### EXERCISE INSTRUCTIONS
Gather up all lines that carry the word "this".

Pages as source code
>> start

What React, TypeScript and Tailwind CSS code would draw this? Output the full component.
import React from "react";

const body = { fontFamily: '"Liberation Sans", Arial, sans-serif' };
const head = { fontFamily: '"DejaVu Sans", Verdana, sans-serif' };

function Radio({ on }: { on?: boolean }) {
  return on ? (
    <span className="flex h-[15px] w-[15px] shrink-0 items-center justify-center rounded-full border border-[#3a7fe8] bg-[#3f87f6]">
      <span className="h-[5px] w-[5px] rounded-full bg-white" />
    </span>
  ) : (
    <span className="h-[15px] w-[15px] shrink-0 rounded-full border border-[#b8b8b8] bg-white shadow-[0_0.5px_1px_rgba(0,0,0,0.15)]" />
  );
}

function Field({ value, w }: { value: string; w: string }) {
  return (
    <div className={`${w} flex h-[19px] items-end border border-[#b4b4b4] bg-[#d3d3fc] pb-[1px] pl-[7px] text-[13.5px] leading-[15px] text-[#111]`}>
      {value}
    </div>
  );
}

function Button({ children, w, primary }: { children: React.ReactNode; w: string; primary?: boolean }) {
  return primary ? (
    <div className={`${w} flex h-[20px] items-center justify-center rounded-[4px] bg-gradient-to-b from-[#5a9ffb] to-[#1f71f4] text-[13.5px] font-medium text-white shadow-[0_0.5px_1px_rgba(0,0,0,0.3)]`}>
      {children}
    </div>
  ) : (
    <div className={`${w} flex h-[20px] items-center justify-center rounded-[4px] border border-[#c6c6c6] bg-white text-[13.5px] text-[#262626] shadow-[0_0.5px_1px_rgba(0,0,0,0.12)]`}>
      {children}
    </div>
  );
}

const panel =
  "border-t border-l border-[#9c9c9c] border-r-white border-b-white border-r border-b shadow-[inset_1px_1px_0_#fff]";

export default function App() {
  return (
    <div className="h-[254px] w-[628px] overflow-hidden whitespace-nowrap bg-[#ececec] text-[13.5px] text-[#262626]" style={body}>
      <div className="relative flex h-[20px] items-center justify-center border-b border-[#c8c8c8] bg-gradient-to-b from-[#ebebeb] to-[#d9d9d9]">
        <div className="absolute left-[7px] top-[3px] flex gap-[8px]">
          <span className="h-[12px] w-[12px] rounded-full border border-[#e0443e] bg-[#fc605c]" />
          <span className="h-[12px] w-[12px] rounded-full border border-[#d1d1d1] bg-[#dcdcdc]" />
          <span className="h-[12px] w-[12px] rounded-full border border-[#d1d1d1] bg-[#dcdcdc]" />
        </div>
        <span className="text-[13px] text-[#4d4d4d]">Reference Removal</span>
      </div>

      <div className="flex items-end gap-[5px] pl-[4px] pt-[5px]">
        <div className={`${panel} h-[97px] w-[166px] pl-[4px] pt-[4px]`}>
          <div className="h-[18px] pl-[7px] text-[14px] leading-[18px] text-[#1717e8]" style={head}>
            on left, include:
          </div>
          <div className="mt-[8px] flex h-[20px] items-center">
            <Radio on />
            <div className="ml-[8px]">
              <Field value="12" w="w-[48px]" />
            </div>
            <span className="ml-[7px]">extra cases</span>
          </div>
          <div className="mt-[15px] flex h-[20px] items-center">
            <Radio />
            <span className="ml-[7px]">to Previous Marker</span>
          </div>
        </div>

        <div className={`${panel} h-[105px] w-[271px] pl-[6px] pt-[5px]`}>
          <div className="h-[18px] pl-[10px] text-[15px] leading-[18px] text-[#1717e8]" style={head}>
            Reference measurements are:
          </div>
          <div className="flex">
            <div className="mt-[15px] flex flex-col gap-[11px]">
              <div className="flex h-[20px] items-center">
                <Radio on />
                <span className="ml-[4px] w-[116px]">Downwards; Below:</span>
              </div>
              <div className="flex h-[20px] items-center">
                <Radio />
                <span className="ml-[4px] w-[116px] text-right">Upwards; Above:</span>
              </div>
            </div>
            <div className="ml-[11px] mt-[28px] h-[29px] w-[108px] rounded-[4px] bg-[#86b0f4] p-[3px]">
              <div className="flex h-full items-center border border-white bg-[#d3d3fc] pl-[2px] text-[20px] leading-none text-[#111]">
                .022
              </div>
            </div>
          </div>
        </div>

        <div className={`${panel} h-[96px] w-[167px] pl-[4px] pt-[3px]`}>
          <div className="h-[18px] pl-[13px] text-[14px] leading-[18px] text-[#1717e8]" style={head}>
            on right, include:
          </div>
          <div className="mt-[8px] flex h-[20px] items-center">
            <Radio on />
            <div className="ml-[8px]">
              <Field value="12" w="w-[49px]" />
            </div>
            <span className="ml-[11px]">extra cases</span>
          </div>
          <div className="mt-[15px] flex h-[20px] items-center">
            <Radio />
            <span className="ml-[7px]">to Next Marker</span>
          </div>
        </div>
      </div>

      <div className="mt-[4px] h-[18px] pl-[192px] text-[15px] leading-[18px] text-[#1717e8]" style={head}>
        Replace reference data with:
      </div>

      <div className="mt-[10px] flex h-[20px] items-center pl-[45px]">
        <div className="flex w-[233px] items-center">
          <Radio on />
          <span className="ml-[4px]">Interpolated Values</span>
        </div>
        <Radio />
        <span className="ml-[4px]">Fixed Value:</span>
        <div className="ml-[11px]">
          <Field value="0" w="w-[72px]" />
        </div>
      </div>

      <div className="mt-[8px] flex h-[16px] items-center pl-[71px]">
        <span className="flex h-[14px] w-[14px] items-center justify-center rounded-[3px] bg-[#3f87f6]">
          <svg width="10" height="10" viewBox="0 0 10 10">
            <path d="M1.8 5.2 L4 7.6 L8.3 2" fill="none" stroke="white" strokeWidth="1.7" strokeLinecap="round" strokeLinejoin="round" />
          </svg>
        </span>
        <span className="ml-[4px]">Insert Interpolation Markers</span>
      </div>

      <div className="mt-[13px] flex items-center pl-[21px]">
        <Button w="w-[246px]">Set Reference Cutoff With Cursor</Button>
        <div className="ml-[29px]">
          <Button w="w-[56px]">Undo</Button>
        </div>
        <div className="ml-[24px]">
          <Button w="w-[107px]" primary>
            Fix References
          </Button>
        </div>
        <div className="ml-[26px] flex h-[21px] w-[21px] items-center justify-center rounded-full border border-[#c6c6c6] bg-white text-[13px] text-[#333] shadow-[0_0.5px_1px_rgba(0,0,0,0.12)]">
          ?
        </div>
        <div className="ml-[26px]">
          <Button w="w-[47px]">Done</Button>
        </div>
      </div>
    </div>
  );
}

>> end
>> start

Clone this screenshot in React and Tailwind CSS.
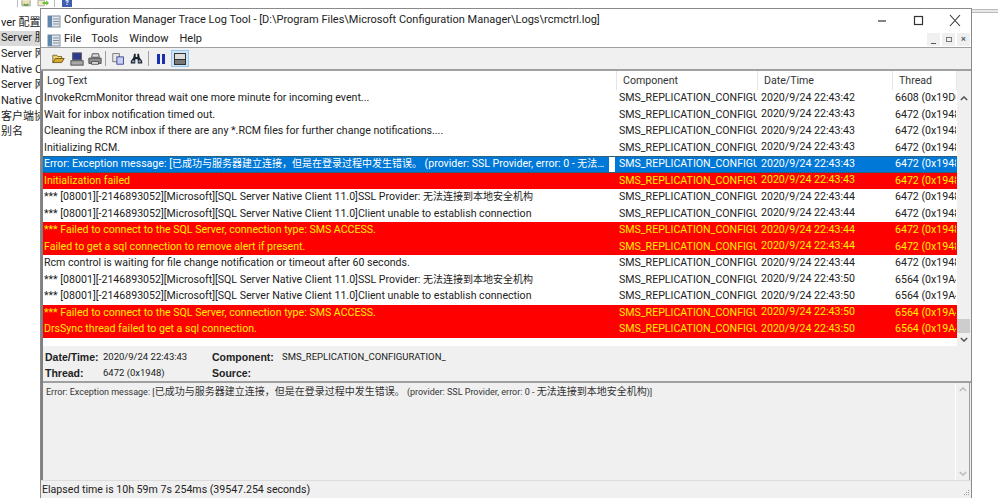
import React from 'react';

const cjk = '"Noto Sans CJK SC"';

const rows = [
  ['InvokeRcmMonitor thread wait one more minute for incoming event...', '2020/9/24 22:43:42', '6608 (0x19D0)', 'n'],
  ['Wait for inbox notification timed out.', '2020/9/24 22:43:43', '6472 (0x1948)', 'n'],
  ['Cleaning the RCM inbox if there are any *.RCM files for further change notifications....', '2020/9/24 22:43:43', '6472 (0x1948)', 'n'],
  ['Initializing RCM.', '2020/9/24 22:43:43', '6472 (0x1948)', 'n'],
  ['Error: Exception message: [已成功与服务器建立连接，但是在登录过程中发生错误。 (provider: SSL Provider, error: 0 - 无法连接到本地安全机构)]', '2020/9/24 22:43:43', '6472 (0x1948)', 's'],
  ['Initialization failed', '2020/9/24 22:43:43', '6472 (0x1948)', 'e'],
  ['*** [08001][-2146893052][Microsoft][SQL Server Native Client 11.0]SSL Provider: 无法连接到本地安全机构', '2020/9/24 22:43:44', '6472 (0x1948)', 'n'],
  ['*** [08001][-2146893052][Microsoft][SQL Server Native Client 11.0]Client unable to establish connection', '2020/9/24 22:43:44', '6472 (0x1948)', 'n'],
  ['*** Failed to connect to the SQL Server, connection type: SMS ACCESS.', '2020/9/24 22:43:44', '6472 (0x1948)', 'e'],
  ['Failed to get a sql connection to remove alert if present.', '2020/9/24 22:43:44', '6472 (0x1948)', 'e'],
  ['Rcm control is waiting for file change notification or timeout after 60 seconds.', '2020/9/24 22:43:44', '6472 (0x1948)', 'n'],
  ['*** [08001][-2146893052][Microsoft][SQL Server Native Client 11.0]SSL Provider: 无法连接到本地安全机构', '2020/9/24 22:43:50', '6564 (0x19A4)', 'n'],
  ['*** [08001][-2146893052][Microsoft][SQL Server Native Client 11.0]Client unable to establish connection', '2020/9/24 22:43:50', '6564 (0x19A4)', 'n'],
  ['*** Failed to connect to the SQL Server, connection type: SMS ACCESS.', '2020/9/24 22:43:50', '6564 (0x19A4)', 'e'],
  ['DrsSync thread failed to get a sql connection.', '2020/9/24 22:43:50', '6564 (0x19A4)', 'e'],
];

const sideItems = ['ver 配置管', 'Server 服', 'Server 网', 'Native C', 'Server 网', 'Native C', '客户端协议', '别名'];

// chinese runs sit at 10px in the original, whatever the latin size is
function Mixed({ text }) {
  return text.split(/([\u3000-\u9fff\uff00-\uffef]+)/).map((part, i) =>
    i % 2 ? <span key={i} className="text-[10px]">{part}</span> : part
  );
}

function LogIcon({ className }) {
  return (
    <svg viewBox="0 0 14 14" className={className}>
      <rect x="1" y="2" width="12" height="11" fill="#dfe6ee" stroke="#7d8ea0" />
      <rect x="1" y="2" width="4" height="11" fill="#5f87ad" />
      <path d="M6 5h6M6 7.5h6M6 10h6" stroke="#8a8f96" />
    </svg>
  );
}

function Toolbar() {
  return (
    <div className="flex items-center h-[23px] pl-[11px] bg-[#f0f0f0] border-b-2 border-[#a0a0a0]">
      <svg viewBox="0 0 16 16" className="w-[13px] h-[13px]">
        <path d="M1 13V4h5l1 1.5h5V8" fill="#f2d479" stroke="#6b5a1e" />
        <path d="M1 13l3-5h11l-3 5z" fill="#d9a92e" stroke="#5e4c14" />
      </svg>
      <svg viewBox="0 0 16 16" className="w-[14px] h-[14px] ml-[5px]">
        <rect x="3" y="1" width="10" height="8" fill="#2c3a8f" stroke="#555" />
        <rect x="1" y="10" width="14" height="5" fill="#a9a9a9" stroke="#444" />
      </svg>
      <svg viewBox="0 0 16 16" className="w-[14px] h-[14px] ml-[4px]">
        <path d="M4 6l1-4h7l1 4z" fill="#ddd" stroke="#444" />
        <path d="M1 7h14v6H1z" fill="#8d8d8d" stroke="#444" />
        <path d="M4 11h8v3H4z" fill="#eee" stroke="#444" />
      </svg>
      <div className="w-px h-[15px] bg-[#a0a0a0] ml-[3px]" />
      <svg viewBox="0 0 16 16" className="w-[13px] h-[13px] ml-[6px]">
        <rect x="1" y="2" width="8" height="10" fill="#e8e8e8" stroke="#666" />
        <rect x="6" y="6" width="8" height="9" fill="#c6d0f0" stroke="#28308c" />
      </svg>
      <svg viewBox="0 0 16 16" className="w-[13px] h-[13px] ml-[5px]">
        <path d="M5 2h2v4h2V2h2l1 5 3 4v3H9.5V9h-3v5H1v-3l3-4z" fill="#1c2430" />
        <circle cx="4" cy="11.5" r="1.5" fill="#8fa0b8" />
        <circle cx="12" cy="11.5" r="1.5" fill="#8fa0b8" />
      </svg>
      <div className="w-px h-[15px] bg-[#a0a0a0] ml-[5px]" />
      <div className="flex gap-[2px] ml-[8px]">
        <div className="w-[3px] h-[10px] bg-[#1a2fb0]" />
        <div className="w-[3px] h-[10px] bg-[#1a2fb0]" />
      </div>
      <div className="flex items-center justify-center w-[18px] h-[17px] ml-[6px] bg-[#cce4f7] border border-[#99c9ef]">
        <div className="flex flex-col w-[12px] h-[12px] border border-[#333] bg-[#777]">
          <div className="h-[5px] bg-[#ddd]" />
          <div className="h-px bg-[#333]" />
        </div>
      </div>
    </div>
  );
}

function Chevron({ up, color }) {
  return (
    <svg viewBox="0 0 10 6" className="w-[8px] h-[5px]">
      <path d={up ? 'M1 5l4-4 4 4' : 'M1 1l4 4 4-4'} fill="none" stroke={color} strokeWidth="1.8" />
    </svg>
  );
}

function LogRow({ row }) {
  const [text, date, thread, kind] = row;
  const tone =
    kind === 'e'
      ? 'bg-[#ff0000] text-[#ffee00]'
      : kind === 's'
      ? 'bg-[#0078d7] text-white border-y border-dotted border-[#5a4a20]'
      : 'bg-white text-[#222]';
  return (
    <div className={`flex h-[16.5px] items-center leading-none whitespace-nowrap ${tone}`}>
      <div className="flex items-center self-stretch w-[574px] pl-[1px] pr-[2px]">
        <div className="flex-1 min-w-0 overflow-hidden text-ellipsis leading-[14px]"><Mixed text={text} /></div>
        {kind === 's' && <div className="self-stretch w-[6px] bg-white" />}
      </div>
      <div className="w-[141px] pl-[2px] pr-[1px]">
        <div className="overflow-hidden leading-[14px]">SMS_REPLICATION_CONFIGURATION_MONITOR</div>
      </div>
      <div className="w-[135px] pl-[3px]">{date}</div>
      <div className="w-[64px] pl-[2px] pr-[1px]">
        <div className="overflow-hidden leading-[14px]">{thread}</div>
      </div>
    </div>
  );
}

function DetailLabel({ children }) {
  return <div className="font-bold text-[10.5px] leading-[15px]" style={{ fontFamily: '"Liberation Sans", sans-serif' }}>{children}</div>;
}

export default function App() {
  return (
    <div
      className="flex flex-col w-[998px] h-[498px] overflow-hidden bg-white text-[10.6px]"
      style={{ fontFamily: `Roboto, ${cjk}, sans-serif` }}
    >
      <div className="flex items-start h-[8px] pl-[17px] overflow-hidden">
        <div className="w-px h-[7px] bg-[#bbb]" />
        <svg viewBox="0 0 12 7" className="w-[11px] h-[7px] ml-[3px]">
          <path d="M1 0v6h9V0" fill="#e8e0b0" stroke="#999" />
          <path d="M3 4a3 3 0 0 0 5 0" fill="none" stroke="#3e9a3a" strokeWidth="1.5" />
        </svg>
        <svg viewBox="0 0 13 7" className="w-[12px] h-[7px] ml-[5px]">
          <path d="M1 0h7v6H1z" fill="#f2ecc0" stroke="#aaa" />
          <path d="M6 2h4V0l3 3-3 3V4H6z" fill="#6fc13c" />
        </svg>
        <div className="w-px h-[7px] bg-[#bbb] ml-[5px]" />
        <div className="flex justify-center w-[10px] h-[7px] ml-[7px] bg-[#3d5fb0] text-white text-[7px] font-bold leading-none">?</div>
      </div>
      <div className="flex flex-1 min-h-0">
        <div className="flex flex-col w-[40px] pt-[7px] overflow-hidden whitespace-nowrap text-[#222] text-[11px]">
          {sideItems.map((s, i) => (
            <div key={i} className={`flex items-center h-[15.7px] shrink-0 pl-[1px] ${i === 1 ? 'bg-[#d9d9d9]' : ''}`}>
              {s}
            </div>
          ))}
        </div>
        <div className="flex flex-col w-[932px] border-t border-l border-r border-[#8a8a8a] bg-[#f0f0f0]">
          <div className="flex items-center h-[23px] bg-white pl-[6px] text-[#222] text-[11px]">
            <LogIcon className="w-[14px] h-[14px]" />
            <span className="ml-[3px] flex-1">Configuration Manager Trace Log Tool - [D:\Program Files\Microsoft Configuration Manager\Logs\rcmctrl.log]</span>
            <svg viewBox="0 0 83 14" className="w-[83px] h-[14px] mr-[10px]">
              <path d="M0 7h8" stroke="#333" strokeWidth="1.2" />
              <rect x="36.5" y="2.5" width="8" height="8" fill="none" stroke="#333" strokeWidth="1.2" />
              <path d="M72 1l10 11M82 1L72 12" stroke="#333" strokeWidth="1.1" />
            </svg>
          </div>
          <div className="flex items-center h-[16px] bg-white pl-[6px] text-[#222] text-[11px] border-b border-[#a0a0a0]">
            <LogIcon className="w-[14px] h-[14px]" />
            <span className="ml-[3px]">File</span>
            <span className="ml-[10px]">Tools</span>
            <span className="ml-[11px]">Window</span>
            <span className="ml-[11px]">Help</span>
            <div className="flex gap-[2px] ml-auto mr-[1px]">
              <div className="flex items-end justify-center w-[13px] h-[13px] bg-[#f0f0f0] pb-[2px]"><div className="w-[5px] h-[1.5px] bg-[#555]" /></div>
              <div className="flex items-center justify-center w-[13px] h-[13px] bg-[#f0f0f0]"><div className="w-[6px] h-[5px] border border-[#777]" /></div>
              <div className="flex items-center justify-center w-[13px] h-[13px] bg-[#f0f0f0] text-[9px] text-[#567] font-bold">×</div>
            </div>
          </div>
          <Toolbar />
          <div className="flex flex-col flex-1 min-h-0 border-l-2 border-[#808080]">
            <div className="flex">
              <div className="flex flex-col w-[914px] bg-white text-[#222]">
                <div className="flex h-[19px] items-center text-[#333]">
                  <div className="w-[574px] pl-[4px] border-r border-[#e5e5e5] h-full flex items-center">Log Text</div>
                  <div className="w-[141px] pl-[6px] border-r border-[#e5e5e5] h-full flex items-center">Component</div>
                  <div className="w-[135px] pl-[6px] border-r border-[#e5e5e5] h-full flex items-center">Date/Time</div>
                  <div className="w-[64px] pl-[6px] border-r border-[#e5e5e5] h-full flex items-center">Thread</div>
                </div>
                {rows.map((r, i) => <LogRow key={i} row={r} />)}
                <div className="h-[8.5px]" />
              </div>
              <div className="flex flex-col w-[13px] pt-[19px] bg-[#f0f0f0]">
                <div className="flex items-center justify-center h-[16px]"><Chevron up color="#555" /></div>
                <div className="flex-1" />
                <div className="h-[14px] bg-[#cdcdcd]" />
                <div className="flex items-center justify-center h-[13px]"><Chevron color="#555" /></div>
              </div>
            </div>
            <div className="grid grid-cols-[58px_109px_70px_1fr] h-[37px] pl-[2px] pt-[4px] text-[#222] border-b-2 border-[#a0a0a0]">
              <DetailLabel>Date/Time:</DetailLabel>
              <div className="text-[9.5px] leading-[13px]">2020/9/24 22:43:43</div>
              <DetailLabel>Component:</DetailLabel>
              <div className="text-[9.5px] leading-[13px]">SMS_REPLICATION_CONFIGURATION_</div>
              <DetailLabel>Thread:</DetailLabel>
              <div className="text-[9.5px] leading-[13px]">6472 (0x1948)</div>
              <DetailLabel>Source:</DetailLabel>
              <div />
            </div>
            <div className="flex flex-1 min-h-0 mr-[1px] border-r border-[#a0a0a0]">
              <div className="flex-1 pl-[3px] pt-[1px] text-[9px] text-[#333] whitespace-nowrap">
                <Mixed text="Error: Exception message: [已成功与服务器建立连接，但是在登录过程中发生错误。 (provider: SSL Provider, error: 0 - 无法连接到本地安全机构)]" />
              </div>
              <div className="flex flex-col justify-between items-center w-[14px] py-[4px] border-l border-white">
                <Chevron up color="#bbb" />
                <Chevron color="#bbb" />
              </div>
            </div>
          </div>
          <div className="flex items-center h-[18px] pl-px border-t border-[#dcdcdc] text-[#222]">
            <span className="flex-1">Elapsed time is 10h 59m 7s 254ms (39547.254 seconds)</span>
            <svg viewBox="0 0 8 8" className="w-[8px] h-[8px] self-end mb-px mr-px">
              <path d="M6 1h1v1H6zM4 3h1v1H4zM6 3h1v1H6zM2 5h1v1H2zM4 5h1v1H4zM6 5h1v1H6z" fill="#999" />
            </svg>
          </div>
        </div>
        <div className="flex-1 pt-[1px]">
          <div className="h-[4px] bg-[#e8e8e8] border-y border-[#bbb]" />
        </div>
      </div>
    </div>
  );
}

>> end

### COMPLETE ANSWER
What React, TypeScript and Tailwind CSS code would draw this? Output the full component.
Clone this screenshot in React and Tailwind CSS.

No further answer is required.